§ WHAT YOU SHOULD DO
Can you print the data exactly and leave out each image?
--- Begin GIVEN DATA ---
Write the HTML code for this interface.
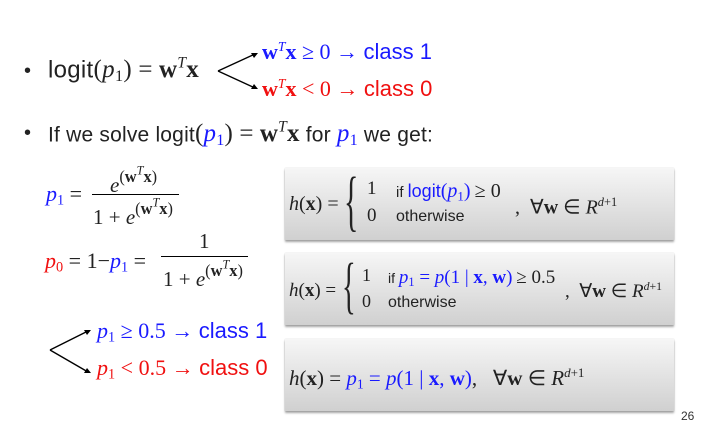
<!DOCTYPE html>
<html><head><meta charset="utf-8"><style>
body{margin:0;width:706px;height:420px;background:#fff;position:relative;overflow:hidden;font-family:"Liberation Sans",sans-serif;color:#222}
.a{position:absolute;white-space:nowrap;line-height:1}
.s{font-family:"Liberation Serif",serif}
.b{color:#1a1aff}.r{color:#f01010}
i{font-style:italic}
sub{font-size:65%;vertical-align:-0.25em}
sup{font-size:62%;vertical-align:0.6em}
.x{font-size:78%}
.e{margin:0 .25em}
.box{position:absolute;left:285px;width:389px;height:72px;background:linear-gradient(#f6f6f6,#d0d0d0);box-shadow:0 2px 2px rgba(0,0,0,.35),0 0 1px rgba(0,0,0,.2)}
.brace{font-family:"Liberation Serif",serif;font-weight:200;transform-origin:left top}
</style></head><body>
<div class="a" style="left:24px;top:61px;font-size:20px">•</div>
<div class="a" style="left:48px;top:56px;font-size:24px;letter-spacing:.3px">logit<span class="s" style="font-size:25px">(<i>p</i><sub>1</sub>)<span class="e">=</span><b>w</b><sup><i>T</i></sup><b>x</b></span></div>
<svg class="a" style="left:0;top:0" width="706" height="420">
<g stroke="#000" stroke-width="1.4" fill="none"><path d="M218 71 L255 54 M218 71 L255 88 M50 350 L88 331 M50 350 L88 372"/></g>
<g fill="#000"><path d="M258 53 l-7 0 l3 5z M258 89 l-7 0 l3-5z M91 330 l-7 0 l3 5z M91 373 l-7 0 l3-5z"/></g>
</svg>
<div class="a b" style="left:262px;top:40px;font-size:22px"><span class="s"><b>w</b><sup><i>T</i></sup><b>x</b><span class="e">≥</span>0<span class="e">→</span></span>class 1</div>
<div class="a r" style="left:262px;top:77px;font-size:22px"><span class="s"><b>w</b><sup><i>T</i></sup><b>x</b><span class="e">&lt;</span>0<span class="e">→</span></span>class 0</div>
<div class="a" style="left:24px;top:123px;font-size:20px">•</div>
<div class="a" style="left:48px;top:120px;font-size:21px;letter-spacing:.2px">If we solve logit<span class="s" style="font-size:25px">(<i class="b">p</i><sub class="b">1</sub>)<span class="e">=</span><b>w</b><sup><i>T</i></sup><b>x</b></span> for <span class="s b" style="font-size:25px"><i>p</i><sub>1</sub></span> we get:</div>
<div class="a s" style="left:46px;top:183px;font-size:22px"><span class="b"><i>p</i><sub>1</sub></span><span class="e">=</span></div>
<div class="a s" style="left:110px;top:165px;font-size:21px"><i>e</i><sup class="x">(<b>w</b><sup style="font-size:75%"><i>T</i></sup><b>x</b>)</sup></div>
<div class="a" style="left:92px;top:194px;width:87px;border-top:1px solid #000"></div>
<div class="a s" style="left:93px;top:197px;font-size:21px">1<span class="e">+</span><i>e</i><sup class="x">(<b>w</b><sup style="font-size:75%"><i>T</i></sup><b>x</b>)</sup></div>
<div class="a s" style="left:45px;top:250px;font-size:22px"><span class="r"><i>p</i><sub>0</sub></span><span class="e">=</span>1−<span class="b"><i>p</i><sub>1</sub></span><span class="e">=</span></div>
<div class="a s" style="left:199px;top:231px;font-size:21px">1</div>
<div class="a" style="left:161px;top:256px;width:87px;border-top:1px solid #000"></div>
<div class="a s" style="left:163px;top:259px;font-size:21px">1<span class="e">+</span><i>e</i><sup class="x">(<b>w</b><sup style="font-size:75%"><i>T</i></sup><b>x</b>)</sup></div>
<div class="a b" style="left:97px;top:320px;font-size:22px"><span class="s"><i>p</i><sub>1</sub><span class="e">≥</span>0.5<span class="e">→</span></span>class 1</div>
<div class="a r" style="left:97px;top:357px;font-size:22px"><span class="s"><i>p</i><sub>1</sub><span class="e">&lt;</span>0.5<span class="e">→</span></span>class 0</div>

<div class="box" style="top:168px"></div>
<div class="a s" style="left:289px;top:194px;font-size:20px"><i>h</i>(<b>x</b>)<span class="e">=</span></div>
<div class="a brace" style="left:344px;top:168px;font-size:46px;transform:scaleX(.65) scaleY(1.45)">{</div>
<div class="a s" style="left:367px;top:179px;font-size:19px">1</div>
<div class="a" style="left:396px;top:181px;font-size:15px">if <span class="b" style="font-size:18px">logit<span class="s" style="font-size:20px">(<i>p</i><sub>1</sub>)</span></span> <span class="s" style="font-size:20px">≥ 0</span></div>
<div class="a s" style="left:515px;top:196px;font-size:20px">,&nbsp; ∀<b>w</b> ∈ <i>R</i><sup><i>d</i>+1</sup></div>
<div class="a s" style="left:367px;top:206px;font-size:19px">0</div>
<div class="a" style="left:396px;top:209px;font-size:16px">otherwise</div>

<div class="box" style="top:253px"></div>
<div class="a s" style="left:289px;top:281px;font-size:19px"><i>h</i>(<b>x</b>)<span class="e">=</span></div>
<div class="a brace" style="left:342px;top:255px;font-size:44px;transform:scaleX(.65) scaleY(1.42)">{</div>
<div class="a s" style="left:362px;top:266px;font-size:18px">1</div>
<div class="a" style="left:388px;top:268px;font-size:14px">if <span class="s b" style="font-size:19px"><i>p</i><sub>1</sub> = <i>p</i>(1 | <b>x</b>, <b>w</b>)</span> <span class="s" style="font-size:19px">≥ 0.5</span></div>
<div class="a s" style="left:362px;top:292px;font-size:18px">0</div>
<div class="a" style="left:388px;top:295px;font-size:16px">otherwise</div>
<div class="a s" style="left:565px;top:281px;font-size:19px">,&nbsp; ∀<b>w</b> ∈ <i>R</i><sup><i>d</i>+1</sup></div>

<div class="box" style="top:339px"></div>
<div class="a s" style="left:289px;top:366px;font-size:21px"><i>h</i>(<b>x</b>)<span class="e">=</span><span class="b"><i>p</i><sub>1</sub><span class="e">=</span><i>p</i>(1 | <b>x</b>, <b>w</b>)</span>,&nbsp;&nbsp; ∀<b>w</b> ∈ <i>R</i><sup><i>d</i>+1</sup></div>
<div class="a" style="left:681px;top:410px;font-size:12px;color:#333">26</div>
</body></html>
--- End GIVEN DATA ---
§ EXERCISE RESULT
Write the HTML code for this interface.
<!DOCTYPE html>
<html><head><meta charset="utf-8"><style>
body{margin:0;width:706px;height:420px;background:#fff;position:relative;overflow:hidden;font-family:"Liberation Sans",sans-serif;color:#222}
.a{position:absolute;white-space:nowrap;line-height:1}
.s{font-family:"Liberation Serif",serif}
.b{color:#1a1aff}.r{color:#f01010}
i{font-style:italic}
sub{font-size:65%;vertical-align:-0.25em}
sup{font-size:62%;vertical-align:0.6em}
.x{font-size:78%}
.e{margin:0 .25em}
.box{position:absolute;left:285px;width:389px;height:72px;background:linear-gradient(#f6f6f6,#d0d0d0);box-shadow:0 2px 2px rgba(0,0,0,.35),0 0 1px rgba(0,0,0,.2)}
.brace{font-family:"Liberation Serif",serif;font-weight:200;transform-origin:left top}
</style></head><body>
<div class="a" style="left:24px;top:61px;font-size:20px">•</div>
<div class="a" style="left:48px;top:56px;font-size:24px;letter-spacing:.3px">logit<span class="s" style="font-size:25px">(<i>p</i><sub>1</sub>)<span class="e">=</span><b>w</b><sup><i>T</i></sup><b>x</b></span></div>
<svg class="a" style="left:0;top:0" width="706" height="420">
<g stroke="#000" stroke-width="1.4" fill="none"><path d="M218 71 L255 54 M218 71 L255 88 M50 350 L88 331 M50 350 L88 372"/></g>
<g fill="#000"><path d="M258 53 l-7 0 l3 5z M258 89 l-7 0 l3-5z M91 330 l-7 0 l3 5z M91 373 l-7 0 l3-5z"/></g>
</svg>
<div class="a b" style="left:262px;top:40px;font-size:22px"><span class="s"><b>w</b><sup><i>T</i></sup><b>x</b><span class="e">≥</span>0<span class="e">→</span></span>class 1</div>
<div class="a r" style="left:262px;top:77px;font-size:22px"><span class="s"><b>w</b><sup><i>T</i></sup><b>x</b><span class="e">&lt;</span>0<span class="e">→</span></span>class 0</div>
<div class="a" style="left:24px;top:123px;font-size:20px">•</div>
<div class="a" style="left:48px;top:120px;font-size:21px;letter-spacing:.2px">If we solve logit<span class="s" style="font-size:25px">(<i class="b">p</i><sub class="b">1</sub>)<span class="e">=</span><b>w</b><sup><i>T</i></sup><b>x</b></span> for <span class="s b" style="font-size:25px"><i>p</i><sub>1</sub></span> we get:</div>
<div class="a s" style="left:46px;top:183px;font-size:22px"><span class="b"><i>p</i><sub>1</sub></span><span class="e">=</span></div>
<div class="a s" style="left:110px;top:165px;font-size:21px"><i>e</i><sup class="x">(<b>w</b><sup style="font-size:75%"><i>T</i></sup><b>x</b>)</sup></div>
<div class="a" style="left:92px;top:194px;width:87px;border-top:1px solid #000"></div>
<div class="a s" style="left:93px;top:197px;font-size:21px">1<span class="e">+</span><i>e</i><sup class="x">(<b>w</b><sup style="font-size:75%"><i>T</i></sup><b>x</b>)</sup></div>
<div class="a s" style="left:45px;top:250px;font-size:22px"><span class="r"><i>p</i><sub>0</sub></span><span class="e">=</span>1−<span class="b"><i>p</i><sub>1</sub></span><span class="e">=</span></div>
<div class="a s" style="left:199px;top:231px;font-size:21px">1</div>
<div class="a" style="left:161px;top:256px;width:87px;border-top:1px solid #000"></div>
<div class="a s" style="left:163px;top:259px;font-size:21px">1<span class="e">+</span><i>e</i><sup class="x">(<b>w</b><sup style="font-size:75%"><i>T</i></sup><b>x</b>)</sup></div>
<div class="a b" style="left:97px;top:320px;font-size:22px"><span class="s"><i>p</i><sub>1</sub><span class="e">≥</span>0.5<span class="e">→</span></span>class 1</div>
<div class="a r" style="left:97px;top:357px;font-size:22px"><span class="s"><i>p</i><sub>1</sub><span class="e">&lt;</span>0.5<span class="e">→</span></span>class 0</div>

<div class="box" style="top:168px"></div>
<div class="a s" style="left:289px;top:194px;font-size:20px"><i>h</i>(<b>x</b>)<span class="e">=</span></div>
<div class="a brace" style="left:344px;top:168px;font-size:46px;transform:scaleX(.65) scaleY(1.45)">{</div>
<div class="a s" style="left:367px;top:179px;font-size:19px">1</div>
<div class="a" style="left:396px;top:181px;font-size:15px">if <span class="b" style="font-size:18px">logit<span class="s" style="font-size:20px">(<i>p</i><sub>1</sub>)</span></span> <span class="s" style="font-size:20px">≥ 0</span></div>
<div class="a s" style="left:515px;top:196px;font-size:20px">,&nbsp; ∀<b>w</b> ∈ <i>R</i><sup><i>d</i>+1</sup></div>
<div class="a s" style="left:367px;top:206px;font-size:19px">0</div>
<div class="a" style="left:396px;top:209px;font-size:16px">otherwise</div>

<div class="box" style="top:253px"></div>
<div class="a s" style="left:289px;top:281px;font-size:19px"><i>h</i>(<b>x</b>)<span class="e">=</span></div>
<div class="a brace" style="left:342px;top:255px;font-size:44px;transform:scaleX(.65) scaleY(1.42)">{</div>
<div class="a s" style="left:362px;top:266px;font-size:18px">1</div>
<div class="a" style="left:388px;top:268px;font-size:14px">if <span class="s b" style="font-size:19px"><i>p</i><sub>1</sub> = <i>p</i>(1 | <b>x</b>, <b>w</b>)</span> <span class="s" style="font-size:19px">≥ 0.5</span></div>
<div class="a s" style="left:362px;top:292px;font-size:18px">0</div>
<div class="a" style="left:388px;top:295px;font-size:16px">otherwise</div>
<div class="a s" style="left:565px;top:281px;font-size:19px">,&nbsp; ∀<b>w</b> ∈ <i>R</i><sup><i>d</i>+1</sup></div>

<div class="box" style="top:339px"></div>
<div class="a s" style="left:289px;top:366px;font-size:21px"><i>h</i>(<b>x</b>)<span class="e">=</span><span class="b"><i>p</i><sub>1</sub><span class="e">=</span><i>p</i>(1 | <b>x</b>, <b>w</b>)</span>,&nbsp;&nbsp; ∀<b>w</b> ∈ <i>R</i><sup><i>d</i>+1</sup></div>
<div class="a" style="left:681px;top:410px;font-size:12px;color:#333">26</div>
</body></html>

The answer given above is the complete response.